Peppino faceva fare ai mafiosi la figura dei fessi, deridendoli. Con questo stile ironico, Peppino, da autentico precursore, denunciava il mutamento che la mafia aveva avuto negli anni ’70, passando da una dimensione rurale ad una urbana, fatta di infiltrazioni negli appalti e operazioni selvagge di edilizia abusiva. Impastato aveva con netto anticipo prefigurato e svelato gli scenari che la mafia avrebbe messo in atto negli anni a venire.
E questo gli costa la vita. Vicino ai binari della linea Palermo-Trapani è percosso a colpi di pietra e il suo corpo fatto saltare con il tritolo. La sua morte, siamo negli anni bui degli attentati e delle stragi, viene fatta passare come il goffo gesto di un terrorista inesperto e invasato o di suicidio. Emergerà poi il dolo, questo sì, maldestro, da parte delle Forze dell’ordine nel depistare le indagini. Ed è come se Peppino fosse stato ucciso una seconda volta. Fin troppo palese infatti la matrice mafiosa di un omicidio in piena regola.
È solo grazie all’immenso e mai abbastanza celebrato lavoro di due giudici, Rocco Chinnici e il suo successore Antonino Caponnetto, che viene finalmente riconosciuto l’omicidio di Peppino per mano di ignoti mafiosi. Poi la svolta: Il 5 marzo 2001 la Corte d’Assise riconosce Vito Palazzolo colpevole dell’omicidio di Peppino e lo condanna a 30 anni di reclusione. L’anno dopo arriva l’ergastolo per Tano Badalamenti, il mandante. Nel 2010 le chiavi della sua casa sono consegnate all’Associazione culturale Impastato.

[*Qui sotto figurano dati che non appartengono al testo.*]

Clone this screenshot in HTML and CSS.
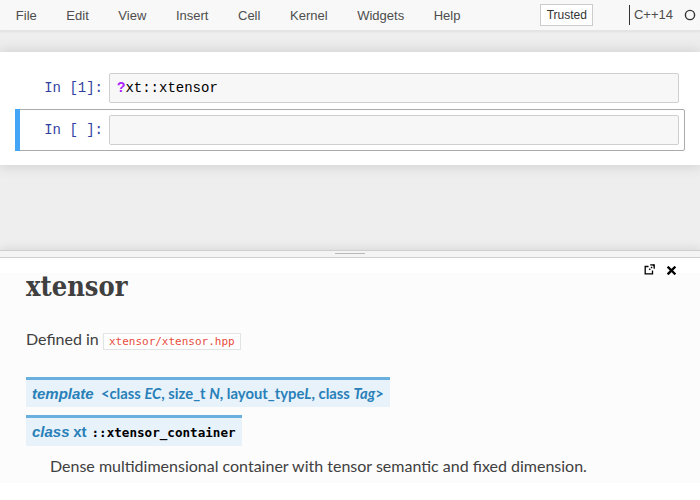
FILE: index.html
```html
<!DOCTYPE html>
<html>
<head>
<meta charset="utf-8">
<title>Notebook</title>
<link rel="stylesheet" href="styles.css">
</head>
<body>
<header class="menubar">
  <nav class="menus">
    <span class="menu">File</span>
    <span class="menu">Edit</span>
    <span class="menu">View</span>
    <span class="menu">Insert</span>
    <span class="menu">Cell</span>
    <span class="menu">Kernel</span>
    <span class="menu">Widgets</span>
    <span class="menu">Help</span>
  </nav>
  <div class="status">
    <span class="trusted">Trusted</span>
    <span class="kernel-name">C++14</span>
    <svg class="kernel-icon" width="12" height="12" viewBox="0 0 12 12"><circle cx="6" cy="6" r="4.6" fill="none" stroke="#333" stroke-width="1.4"/></svg>
  </div>
</header>
<main class="site">
  <div class="notebook">
    <div class="cell">
      <div class="prompt">In&nbsp;[1]:</div>
      <div class="input"><span class="qmark">?</span>xt::xtensor</div>
    </div>
    <div class="cell selected">
      <div class="prompt">In&nbsp;[&nbsp;]:</div>
      <div class="input"></div>
    </div>
  </div>
</main>
<section class="pager">
  <div class="divider"><span class="handle"></span></div>
  <div class="pager-contents">
    <div class="pager-buttons">
      <svg width="11" height="11" viewBox="0 0 11 11"><path d="M4.5 2.5H1.2v7.3h7.3V6.5" fill="none" stroke="#000" stroke-width="1.3"/><path d="M6.2 0.8h4v4" fill="none" stroke="#000" stroke-width="1.3"/><path d="M10 1L5 6" stroke="#000" stroke-width="1.3" stroke-dasharray="1.6 1"/></svg>
      <svg width="9" height="9" viewBox="0 0 9 9"><path d="M1.5 1.5L7.5 7.5M7.5 1.5L1.5 7.5" stroke="#000" stroke-width="2.4" stroke-linecap="square"/></svg>
    </div>
    <article class="doc">
      <h1 class="doc-title">xtensor</h1>
      <p class="defined">Defined in <code class="lit">xtensor/xtensor.hpp</code></p>
      <dl class="sig">
        <dt class="sig-head"><em class="kw">template</em>&nbsp;&nbsp;&lt;class <em>EC</em>, size_t <em>N</em>, layout_type<em>L</em>, class <em>Tag</em>&gt;</dt>
        <dt class="sig-head"><em class="kw">class</em>&nbsp;<span class="ns">xt</span><code class="descname">::xtensor_container</code></dt>
        <dd class="desc">Dense multidimensional container with tensor semantic and fixed dimension.</dd>
      </dl>
    </article>
  </div>
</section>
</body>
</html>
```

FILE: styles.css
```css
* { box-sizing: border-box; }
html, body { margin: 0; padding: 0; }
body {
  width: 700px;
  height: 500px;
  overflow: hidden;
  display: flex;
  flex-direction: column;
  font-family: "Liberation Sans", Arial, sans-serif;
  background: #fff;
}

/* menubar */
.menubar {
  height: 31px;
  flex: none;
  display: flex;
  align-items: center;
  justify-content: space-between;
  background: #f8f8f8;
  border-bottom: 1px solid #e4e4e4;
  box-shadow: 0 1px 2px rgba(0,0,0,0.06);
  position: relative;
  z-index: 2;
  font-size: 13px;
  color: #4d4d4d;
}
.menus { display: flex; padding-left: 1px; }
.menu { padding: 0 14.8px; }
.status { display: flex; align-items: center; padding-right: 4px; }
.trusted {
  border: 1px solid #ccc;
  background: #fff;
  font-size: 12px;
  color: #333;
  padding: 4px 5px 3px 6px;
  margin-right: 36px;
  line-height: 13px;
}
.kernel-name {
  border-left: 1px solid #333;
  padding-left: 4px;
  line-height: 20px;
  color: #4d4d4d;
}
.kernel-icon { margin-left: 11px; }

/* notebook */
.site {
  flex: 1;
  background: #eee;
  padding-top: 21px;
}
.notebook {
  background: #fff;
  box-shadow: 0 0 12px 1px rgba(87,87,87,0.2);
  padding: 15px 15px 14px 15px;
}
.cell {
  display: flex;
  align-items: center;
  border: 1px solid transparent;
  border-radius: 2px;
  padding: 5px;
  position: relative;
}
.cell.selected { border-color: #ababab; }
.cell.selected::before {
  content: "";
  position: absolute;
  left: -1px;
  top: -1px;
  bottom: -1px;
  width: 5px;
  background: #42a5f5;
}
.prompt {
  width: 88px;
  flex: none;
  text-align: right;
  padding-right: 6px;
  font-family: "Liberation Mono", monospace;
  font-size: 14px;
  color: #303f9f;
}
.input {
  flex: 1;
  height: 30px;
  background: #f7f7f7;
  border: 1px solid #cfcfcf;
  border-radius: 2px;
  padding: 0 7px;
  font-family: "Liberation Mono", monospace;
  font-size: 14px;
  line-height: 28px;
  color: #000;
}
.qmark { color: #a2f; font-weight: bold; }

/* pager */
.pager {
  height: 250px;
  flex: none;
  display: flex;
  flex-direction: column;
  box-shadow: 0 -3px 8px rgba(0,0,0,0.07);
  position: relative;
}
.divider {
  height: 8px;
  flex: none;
  background: #f4f4f4;
  border-top: 1px solid #cfcfcf;
  border-bottom: 1px solid #cfcfcf;
  display: flex;
  justify-content: center;
  padding-top: 2px;
}
.handle { width: 30px; height: 1px; background: #b8b8b8; }
.pager-contents {
  flex: 1;
  background: #fff;
  padding-top: 15px;
  position: relative;
}
.pager-buttons {
  position: absolute;
  top: 6px;
  right: 24px;
  display: flex;
  gap: 12px;
  align-items: flex-end;
}
.doc {
  background: #fcfcfc;
  padding: 0 0 5px 26px;
  font-family: Lato, "Liberation Sans", sans-serif;
  font-size: 16px;
  color: #404040;
}
.doc-title {
  margin: 0 0 26px 0;
  font-family: "DejaVu Serif Condensed", "DejaVu Serif", serif;
  font-stretch: condensed;
  font-weight: bold;
  font-size: 27px;
  line-height: 28px;
  color: #404040;
}
.defined { margin: 0 0 23px 0; line-height: 24px; }
.lit {
  font-family: "DejaVu Sans Mono", monospace;
  font-size: 11px;
  color: #e74c3c;
  background: #fff;
  border: 1px solid #e1e4e5;
  padding: 1px 5px;
}
.sig { margin: 0; }
.sig-head {
  display: table;
  background: #e7f2fa;
  border-top: 3px solid #6ab0de;
  padding: 6px;
  font-size: 14.8px;
  line-height: 15px;
  font-weight: bold;
  color: #2980b9;
  margin-bottom: 8px;
}
.sig-head em { font-style: italic; }
.kw { font-family: "Liberation Sans", Arial, sans-serif; font-size: 15px; }
.ns { font-family: "Liberation Sans", Arial, sans-serif; font-size: 15px; }
.descname {
  font-family: "DejaVu Sans Mono", monospace;
  font-size: 12.6px;
  font-weight: bold;
  color: #000;
  margin-left: 5px;
}
.desc { margin: 0 0 0 24px; line-height: 24px; }
```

Il lascito più importante di Peppino è che per combattere la mafia l’arma più importante è formata dalle 3 C: coraggio, cultura e conoscenza. Qualità in via di estinzione. Nel 1983, 5 anni dopo Peppino, Rocco Chinnici muore nella sua 126 riempita con il medesimo tipo di tritolo. Ma questa forse è un’altra storia. Anzi, è sempre la stessa.